### SET PROBLEM
Leave the pictures out. Return all other data exactly.

### GIVEN DATA

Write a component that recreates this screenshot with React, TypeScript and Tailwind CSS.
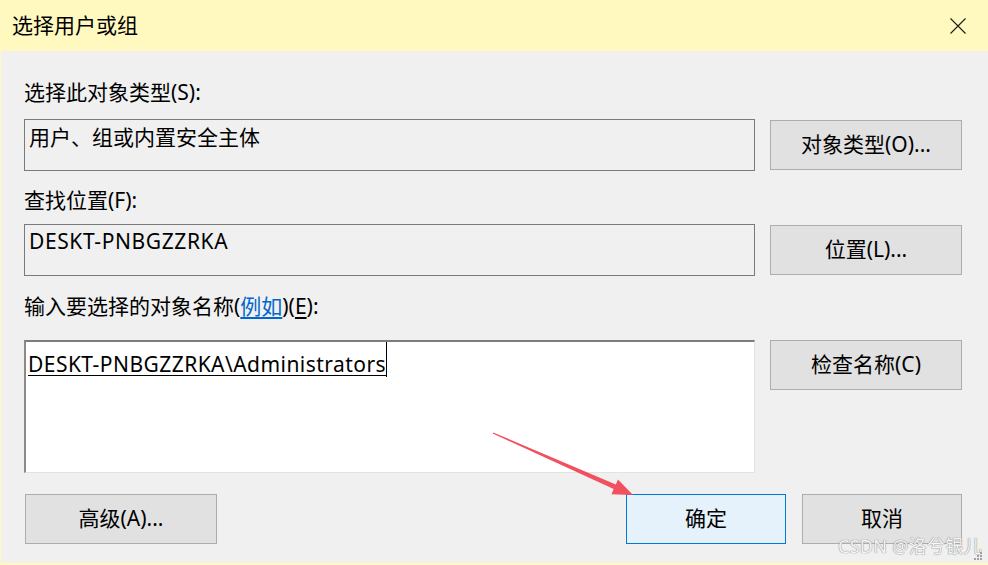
const font = '[font-family:"Noto_Sans","Noto_Sans_CJK_SC",sans-serif]';

function Button({ label, width, primary }: { label: string; width: string; primary?: boolean }) {
  return (
    <div
      className={`${width} h-[50px] flex items-center justify-center text-[21px] text-black border ${
        primary ? 'bg-[#e5f1fb] border-[#0078d7]' : 'bg-[#e1e1e1] border-[#adadad]'
      }`}
    >
      {label}
    </div>
  );
}

function ReadonlyBox({ text, pt, latin }: { text: string; pt: string; latin?: boolean }) {
  return (
    <div className={`w-[731px] h-[52px] border border-[#7a7a7a] bg-[#f0f0f0] pl-[4px] ${pt}`}>
      <span className={`block leading-[28px] text-[21px] text-black ${latin ? 'tracking-[0.6px]' : ''}`}>
        {text}
      </span>
    </div>
  );
}

export default function App() {
  return (
    <div className={`relative w-[988px] h-[565px] bg-[#fff9c0] overflow-hidden ${font}`}>
      {/* title bar */}
      <div className="h-[51px] flex items-center justify-between pl-[12px] pr-[22px]">
        <span className="text-[21px] text-black leading-none">选择用户或组</span>
        <svg width="16" height="16" viewBox="0 0 16 16" className="text-[#1a1a1a]">
          <path d="M0.5 0.5L15.5 15.5M15.5 0.5L0.5 15.5" stroke="currentColor" strokeWidth="1.1" />
        </svg>
      </div>

      {/* body */}
      <div className="ml-[1px] h-[512px] bg-[#f0f0f0] pl-[23px] pr-[26px] pt-[27px] text-[21px] text-black">
        <div className="leading-[28px]">选择此对象类型(S):</div>
        <div className="mt-[13px] flex items-start gap-[15px]">
          <ReadonlyBox text="用户、组或内置安全主体" pt="pt-[3px]" />
          <div className="mt-[1px]">
            <Button label="对象类型(O)..." width="w-[192px]" />
          </div>
        </div>

        <div className="mt-[15px] leading-[28px]">查找位置(F):</div>
        <div className="mt-[10px] flex items-start gap-[15px]">
          <ReadonlyBox text="DESKT-PNBGZZRKA" pt="pt-[2px]" latin />
          <div className="mt-[1px]">
            <Button label="位置(L)..." width="w-[192px]" />
          </div>
        </div>

        <div className="mt-[16px] leading-[28px]">
          输入要选择的对象名称(
          <span className="text-[#0066cc] underline underline-offset-[3px]">例如</span>
          )(<span className="underline underline-offset-[3px]">E</span>):
        </div>
        <div className="mt-[20px] flex items-start gap-[15px]">
          <div className="w-[731px] h-[133px] bg-white border-t-2 border-l-2 border-t-[#7c7c7c] border-l-[#8a8a8a] border-r border-b border-r-[#e3e3e3] border-b-[#e3e3e3] pl-[2px] flex items-start">
            <span className="mt-[8px] leading-[28px] tracking-[0.45px] underline underline-offset-[3px] decoration-1">
              DESKT-PNBGZZRKA\Administrators
            </span>
            <span className="w-px h-[35px] bg-black" />
          </div>
          <Button label="检查名称(C)" width="w-[192px]" />
        </div>

        <div className="mt-[21px] flex items-start">
          <div className="ml-[1px]">
            <Button label="高级(A)..." width="w-[192px]" />
          </div>
          <div className="ml-auto flex gap-[16px]">
            <Button label="确定" width="w-[160px]" primary />
            <Button label="取消" width="w-[160px]" />
          </div>
        </div>
      </div>

      {/* annotation arrow */}
      <svg className="absolute left-0 top-0 pointer-events-none" width="988" height="565">
        <polygon
          points="493.3,432.4 615.8,484.6 618,479.6 633,495 611.5,494.2 613.7,489.1 492.7,433.6"
          fill="#f2505f"
        />
      </svg>

      {/* watermark */}
      <span className="absolute left-[838px] top-[534px] text-[18px] leading-[24px] text-[#f6f6f6] [text-shadow:0_0_1px_#7a7a7a,0_0_1px_#9a9a9a] tracking-[0.3px]">
        CSDN @洛兮银儿
      </span>

      {/* resize grip */}
      <div className="absolute right-[6px] bottom-[5px] grid grid-cols-3 gap-[1px]">
        <span className="w-[2px] h-[2px]" />
        <span className="w-[2px] h-[2px]" />
        <span className="w-[2px] h-[2px] bg-[#a0a0a0]" />
        <span className="w-[2px] h-[2px]" />
        <span className="w-[2px] h-[2px] bg-[#a0a0a0]" />
        <span className="w-[2px] h-[2px] bg-[#a0a0a0]" />
        <span className="w-[2px] h-[2px] bg-[#a0a0a0]" />
        <span className="w-[2px] h-[2px] bg-[#a0a0a0]" />
        <span className="w-[2px] h-[2px] bg-[#a0a0a0]" />
      </div>
    </div>
  );
}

### CORRECT RESPONSE
Write a component that recreates this screenshot with React, TypeScript and Tailwind CSS.
const font = '[font-family:"Noto_Sans","Noto_Sans_CJK_SC",sans-serif]';

function Button({ label, width, primary }: { label: string; width: string; primary?: boolean }) {
  return (
    <div
      className={`${width} h-[50px] flex items-center justify-center text-[21px] text-black border ${
        primary ? 'bg-[#e5f1fb] border-[#0078d7]' : 'bg-[#e1e1e1] border-[#adadad]'
      }`}
    >
      {label}
    </div>
  );
}

function ReadonlyBox({ text, pt, latin }: { text: string; pt: string; latin?: boolean }) {
  return (
    <div className={`w-[731px] h-[52px] border border-[#7a7a7a] bg-[#f0f0f0] pl-[4px] ${pt}`}>
      <span className={`block leading-[28px] text-[21px] text-black ${latin ? 'tracking-[0.6px]' : ''}`}>
        {text}
      </span>
    </div>
  );
}

export default function App() {
  return (
    <div className={`relative w-[988px] h-[565px] bg-[#fff9c0] overflow-hidden ${font}`}>
      {/* title bar */}
      <div className="h-[51px] flex items-center justify-between pl-[12px] pr-[22px]">
        <span className="text-[21px] text-black leading-none">选择用户或组</span>
        <svg width="16" height="16" viewBox="0 0 16 16" className="text-[#1a1a1a]">
          <path d="M0.5 0.5L15.5 15.5M15.5 0.5L0.5 15.5" stroke="currentColor" strokeWidth="1.1" />
        </svg>
      </div>

      {/* body */}
      <div className="ml-[1px] h-[512px] bg-[#f0f0f0] pl-[23px] pr-[26px] pt-[27px] text-[21px] text-black">
        <div className="leading-[28px]">选择此对象类型(S):</div>
        <div className="mt-[13px] flex items-start gap-[15px]">
          <ReadonlyBox text="用户、组或内置安全主体" pt="pt-[3px]" />
          <div className="mt-[1px]">
            <Button label="对象类型(O)..." width="w-[192px]" />
          </div>
        </div>

        <div className="mt-[15px] leading-[28px]">查找位置(F):</div>
        <div className="mt-[10px] flex items-start gap-[15px]">
          <ReadonlyBox text="DESKT-PNBGZZRKA" pt="pt-[2px]" latin />
          <div className="mt-[1px]">
            <Button label="位置(L)..." width="w-[192px]" />
          </div>
        </div>

        <div className="mt-[16px] leading-[28px]">
          输入要选择的对象名称(
          <span className="text-[#0066cc] underline underline-offset-[3px]">例如</span>
          )(<span className="underline underline-offset-[3px]">E</span>):
        </div>
        <div className="mt-[20px] flex items-start gap-[15px]">
          <div className="w-[731px] h-[133px] bg-white border-t-2 border-l-2 border-t-[#7c7c7c] border-l-[#8a8a8a] border-r border-b border-r-[#e3e3e3] border-b-[#e3e3e3] pl-[2px] flex items-start">
            <span className="mt-[8px] leading-[28px] tracking-[0.45px] underline underline-offset-[3px] decoration-1">
              DESKT-PNBGZZRKA\Administrators
            </span>
            <span className="w-px h-[35px] bg-black" />
          </div>
          <Button label="检查名称(C)" width="w-[192px]" />
        </div>

        <div className="mt-[21px] flex items-start">
          <div className="ml-[1px]">
            <Button label="高级(A)..." width="w-[192px]" />
          </div>
          <div className="ml-auto flex gap-[16px]">
            <Button label="确定" width="w-[160px]" primary />
            <Button label="取消" width="w-[160px]" />
          </div>
        </div>
      </div>

      {/* annotation arrow */}
      <svg className="absolute left-0 top-0 pointer-events-none" width="988" height="565">
        <polygon
          points="493.3,432.4 615.8,484.6 618,479.6 633,495 611.5,494.2 613.7,489.1 492.7,433.6"
          fill="#f2505f"
        />
      </svg>

      {/* watermark */}
      <span className="absolute left-[838px] top-[534px] text-[18px] leading-[24px] text-[#f6f6f6] [text-shadow:0_0_1px_#7a7a7a,0_0_1px_#9a9a9a] tracking-[0.3px]">
        CSDN @洛兮银儿
      </span>

      {/* resize grip */}
      <div className="absolute right-[6px] bottom-[5px] grid grid-cols-3 gap-[1px]">
        <span className="w-[2px] h-[2px]" />
        <span className="w-[2px] h-[2px]" />
        <span className="w-[2px] h-[2px] bg-[#a0a0a0]" />
        <span className="w-[2px] h-[2px]" />
        <span className="w-[2px] h-[2px] bg-[#a0a0a0]" />
        <span className="w-[2px] h-[2px] bg-[#a0a0a0]" />
        <span className="w-[2px] h-[2px] bg-[#a0a0a0]" />
        <span className="w-[2px] h-[2px] bg-[#a0a0a0]" />
        <span className="w-[2px] h-[2px] bg-[#a0a0a0]" />
      </div>
    </div>
  );
}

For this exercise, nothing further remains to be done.